A resistor \(30 \Omega\), inductor of reactance \(10 \Omega\) and the capacitor of reactance \(10 \Omega\) are connected in series to an ac voltage source \(\mathrm{e}=300 \sqrt{2} \sin (\omega \mathrm{t})\) The current in the circuit is (a) \(10 \sqrt{2 \mathrm{~A}}\) (b) \(10 \mathrm{~A}\) (c) \(30 \sqrt{11 \mathrm{~A}}\) (d) \((30 / \sqrt{11}) \mathrm{A}\)

Short Answer

Expert verified
The current in the circuit is (a) \(10\sqrt{2}\)A.

Step by step solution

01

Find the impedance of the circuit

: The impedance (Z) of a series RLC circuit is given by the formula: \[ Z = \sqrt{R^2 + (X_L - X_C)^2} \] with R, X_L, and X_C representing the resistance, inductive reactance, and capacitive reactance respectively. Use the given values to calculate the impedance.
02

Plug in the given values and calculate the impedance

: Now, substitute the given values into the impedance formula: \[ Z = \sqrt{(30\Omega)^2 + (10\Omega - 10\Omega)^2} \] \[ Z = \sqrt{(30\Omega)^2 + (0\Omega)^2} \] \[ Z = 30\Omega \] The impedance of the circuit is 30Ω.
03

Use Ohm's Law to find the current

: Ohm's Law for an AC circuit is given by the formula: \[ I = \frac{V}{Z} \] where I is the current, V is the voltage, and Z is the impedance.
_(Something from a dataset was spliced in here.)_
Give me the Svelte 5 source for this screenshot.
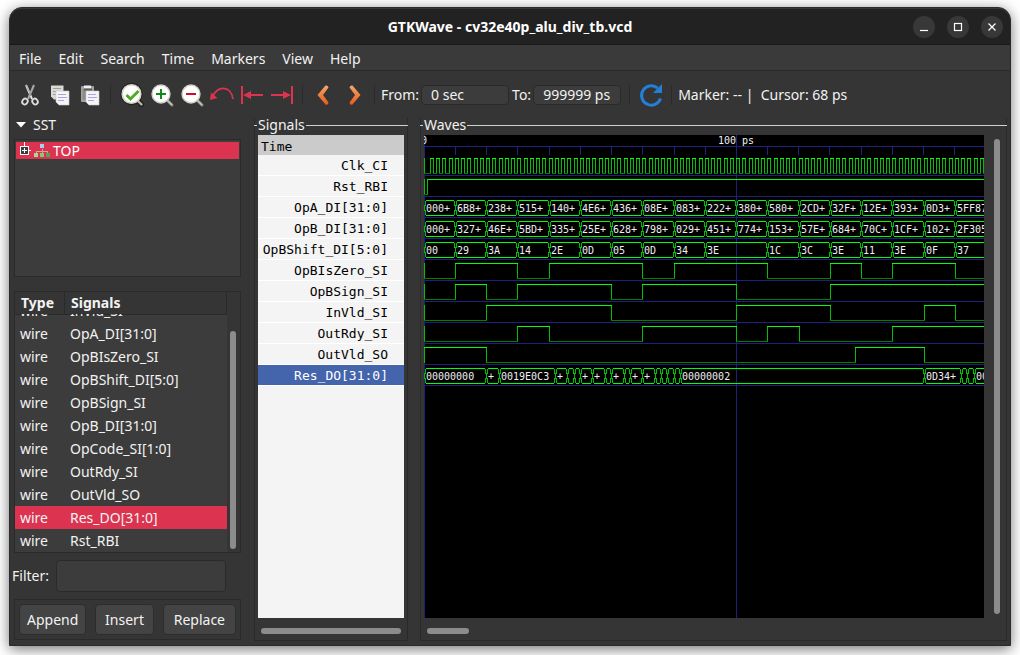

Use the given voltage value, and the calculated impedance value to find the current.
04

Plug in the given values and calculate the current

: Now, substitute the given voltage value and the calculated impedance value into Ohm's Law: \[ I = \frac{300\sqrt{2}V}{30\Omega} \] \[ I = 10\sqrt{2}A \] So, the current in the circuit is \(10\sqrt{2}A\). Therefore, the correct answer is (a) \(10\sqrt{2}\)A.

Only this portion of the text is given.